By Emma G. Gallegos in News on Nov 15, 2016 4:49PM

Sheriff Tom Dart

Cook County Sheriff Tom Dart is calling for an end to Illinois' cash bail system, which penalizes poor people and sometimes even keeps them in jail long past their actual sentence. His office, which runs the Cook County jails, says that they are drafting legislation to reform the system.

Right now sheriff's officials say that there are as many as 200 inmates in jail right now who can't come up with the $1,000 they need to make bail, according to the Chicago Sun-Times.
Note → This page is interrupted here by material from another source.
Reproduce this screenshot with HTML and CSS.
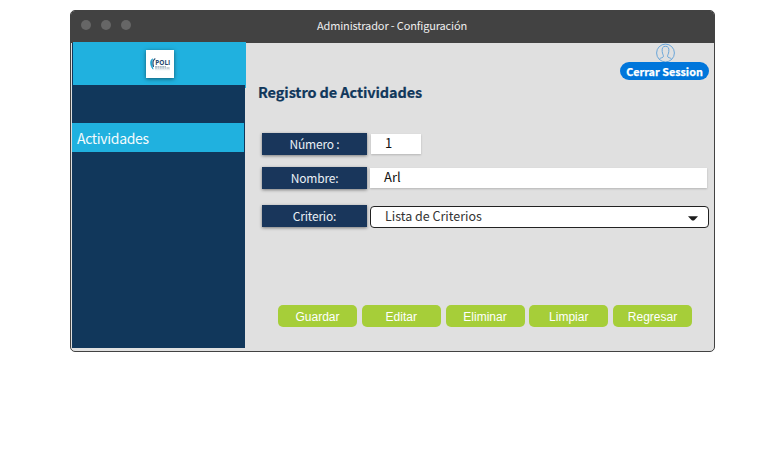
FILE: index.html
```html
<!DOCTYPE html>
<html lang="es">
<head>
<meta charset="utf-8">
<title>Administrador - Configuración</title>
<link rel="stylesheet" href="styles.css">
</head>
<body>
<div class="window">
  <header class="titlebar">
    <div class="dots"><i></i><i></i><i></i></div>
    <span class="title">Administrador - Configuración</span>
  </header>
  <div class="body">
    <aside class="sidebar">
      <div class="brand">
        <div class="logo">
          <svg width="28" height="28" viewBox="0 0 28 28">
            <path d="M6.5 8.8C3.8 10.5 4 15.5 7 19.2C6 15.5 5.700 11.500 6.500 8.800Z" fill="#24a5cf" stroke="#24a5cf" stroke-width=".8"/>
            <path d="M9.300 8.500C6.600 10 6.500 13 7.600 16.800" fill="none" stroke="#24466c" stroke-width="1.100"/>
            <text x="9.200" y="14.900" class="logo-text" textLength="15" lengthAdjust="spacingAndGlyphs">POLI</text>
            <path d="M9 16.700H20M9 18H24" stroke="#668397" stroke-width=".7" stroke-dasharray="2 .4"/>
            <path d="M9 19.700H24" stroke="#c5d2da" stroke-width=".5"/>
          </svg>
        </div>
      </div>
      <nav class="nav"><a class="nav-item">Actividades</a></nav>
    </aside>
    <main class="main">
      <div class="session">
        <svg class="avatar" width="20" height="20" viewBox="0 0 20 20" fill="none" stroke="#5c9fd8" stroke-width=".9">
          <circle cx="9.500" cy="10" r="8.900"/>
          <path transform="translate(-.5 0)" d="M3.800 16.300C4.500 14.700 8 14.800 8 13.300C8 12 6.900 11 6.700 8.500C6.300 5 7.300 3.300 10 3.300S13.700 5 13.300 8.500C13.100 11 12 12 12 13.300C12 14.800 15.500 14.700 16.200 16.300"/>
        </svg>
        <button class="logout">Cerrar Session</button>
      </div>
      <h1 class="heading">Registro de Actividades</h1>
      <form class="form">
        <div class="row"><label class="label">Número :</label><div class="field small">1</div></div>
        <div class="row"><label class="label">Nombre:</label><div class="field wide">Arl</div></div>
        <div class="row last"><label class="label">Criterio:</label><div class="select"><span>Lista de Criterios</span><svg width="10" height="5" viewBox="0 0 10 5"><path d="M0 .3H10L6.500 4Q5 5 3.500 4Z" fill="#1c1c1c"/></svg></div></div>
      </form>
      <div class="actions">
        <button class="action">Guardar</button>
        <button class="action">Editar</button>
        <button class="action">Eliminar</button>
        <button class="action">Limpiar</button>
        <button class="action">Regresar</button>
      </div>
    </main>
  </div>
</div>
</body>
</html>
```
FILE: styles.css
```css
* { box-sizing: border-box; }
body {
  margin: 0;
  background: #fff;
  font-family: "Noto Sans CJK SC", "Noto Sans", sans-serif;
}
button { border: 0; padding: 0; }
.window {
  width: 645px;
  height: 342px;
  margin: 10px 0 0 70px;
  border: 1px solid #424242;
  border-radius: 5px;
  background: #e0e0e0;
  overflow: hidden;
}
.titlebar {
  display: grid;
  grid-template-columns: 120px 1fr 121px;
  align-items: center;
  height: 32px;
  background: #424242;
}
.dots { display: flex; gap: 10px; padding: 0 0 4px 10.4px; }
.dots i { width: 10px; height: 10px; border-radius: 50%; background: #666; }
.title {
  padding-bottom: 4px;
  color: #eee;
  font-size: 11px;
  letter-spacing: -.14px;
  line-height: 16px;
  text-align: center;
}
.body { display: flex; height: 308px; }
.sidebar {
  width: 173px;
  height: 305px;
  margin-left: 1px;
  background: #11375b;
}
.brand {
  display: flex;
  justify-content: center;
  position: relative;
  width: 173px;
  height: 43px;
  margin: -1px 0 0 1px;
  padding-top: 8px;
  background: #20b1df;
}
/* the band's right edge runs slightly past its bottom */
.brand::after {
  content: "";
  position: absolute;
  right: 0;
  bottom: -3px;
  width: 1px;
  height: 3px;
  background: #20b1df;
}
.logo {
  width: 28px;
  height: 28px;
  background: #fff;
  box-shadow: 0 1px 4px rgba(0, 0, 0, .5);
}
.logo svg { display: block; }
.logo-text { font-family: "Open Sans", sans-serif; font-size: 7px; font-weight: 700; fill: #24466c; }
.nav { padding-top: 38px; }
.nav-item {
  display: block;
  width: 172px;
  height: 29px;
  padding-left: 5px;
  background: #20b1df;
  color: #f4fbfd;
  font-size: 14px;
  letter-spacing: -.33px;
  line-height: 31px;
}
.main { width: 469px; padding-left: 13px; }
.session {
  display: flex;
  flex-direction: column;
  align-items: center;
  width: 89px;
  margin-left: 362px;
}
.avatar { margin-left: 2px; }
.logout {
  width: 89px;
  height: 18px;
  margin-top: -1px;
  padding-bottom: 2px;
  border-radius: 9px;
  background: #0076db;
  color: #fff;
  font: 700 10.8px/18px "Noto Sans CJK SC", sans-serif;
  -webkit-text-stroke: .25px #fff;
}
.heading {
  margin: 1px 0 0;
  color: #11375b;
  font-size: 14.5px;
  font-weight: 700;
  letter-spacing: -.1px;
  line-height: 22px;
  -webkit-text-stroke: .2px #11375b;
}
.form { padding: 30px 0 0 4px; }
.row { display: flex; align-items: center; height: 22px; margin-bottom: 12px; }
.row.last { margin: 16px 0 0; }
.label {
  width: 105px;
  height: 22px;
  background: #19365b;
  box-shadow: 0 1px 3px rgba(0, 0, 0, .45);
  color: #eaf0f5;
  font-size: 12px;
  letter-spacing: -.2px;
  line-height: 22px;
  text-align: center;
}
.field {
  height: 20px;
  background: #fff;
  box-shadow: 0 1px 2px rgba(0, 0, 0, .2);
  color: #111;
  font-size: 13px;
  line-height: 18px;
  padding-left: 14px;
}
.small { width: 50px; margin-left: 4px; }
.wide { width: 337px; margin-left: 3px; }
.select {
  display: flex;
  align-items: center;
  justify-content: space-between;
  width: 339px;
  height: 22px;
  margin: 2px 0 0 3px;
  padding: 0 10px 0 14px;
  border: 1px solid #222;
  border-radius: 4px;
  background: #fff;
  color: #333;
  font-size: 12.5px;
  line-height: 20px;
}
.select span { margin-top: -2px; }
.select svg { margin-top: 3px; }
.actions { display: flex; justify-content: space-between; width: 414px; margin: 78px 0 0 20px; }
.action {
  width: 79px;
  height: 22px;
  border-radius: 5px;
  background: #a6ce39;
  color: #fff;
  font: 12px/24px "Liberation Sans", sans-serif;
}
```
And 1,024 inmates last year spent more time in jail than their actual sentence, because they couldn't make bail while they awaited trial, the Chicago Tribune says.

Dart is proposing that defendants undergo a more thorough background check, like those done at the federal level, to determine whether defendants should be released from jail as they await trial.

“It would be a much more thorough evaluation,” Cara Smith, Dart's top policy official told the Sun-Times. "The goal would be to provide judges with much more information."

Washington D.C. has a no-cash bail system and Colorado has considered it.

Civil rights advocates say cash bail, which disproportionally hits people of color, violates the Eighth Amendment that bars excessive bail, fines, and cruel and unusual punishment. Last month they filed a suit challenging cash bail in Cook County.

"Money bail is one of the most senseless, devastating, and anachronistic features of modern American law, and it is shockingly applied in Cook County to keep thousands of people in jail cells at taxpayer expense every day — not because they are dangerous but because they are poor," Alec Karakatsanis of Civil Rights Corps, told Injustice Watch. His organization, which has challenged similar practices in Alabama, Texas and California, teamed up with local firms and the MacArthur Justice Center at Northwestern University Pritzker School of Law.

Aside from humanitarian concerns, some government officials are pointing out that keeping people locked up because they're too poor to make bail is a poor use of taxpayer money. County Board President Toni Preckwinkle, who wants to reduce the number of nonviolent offenders in jail, says she is in favor of bond reform.

The County Board will be hosting a hearing Thursday on its bond practices.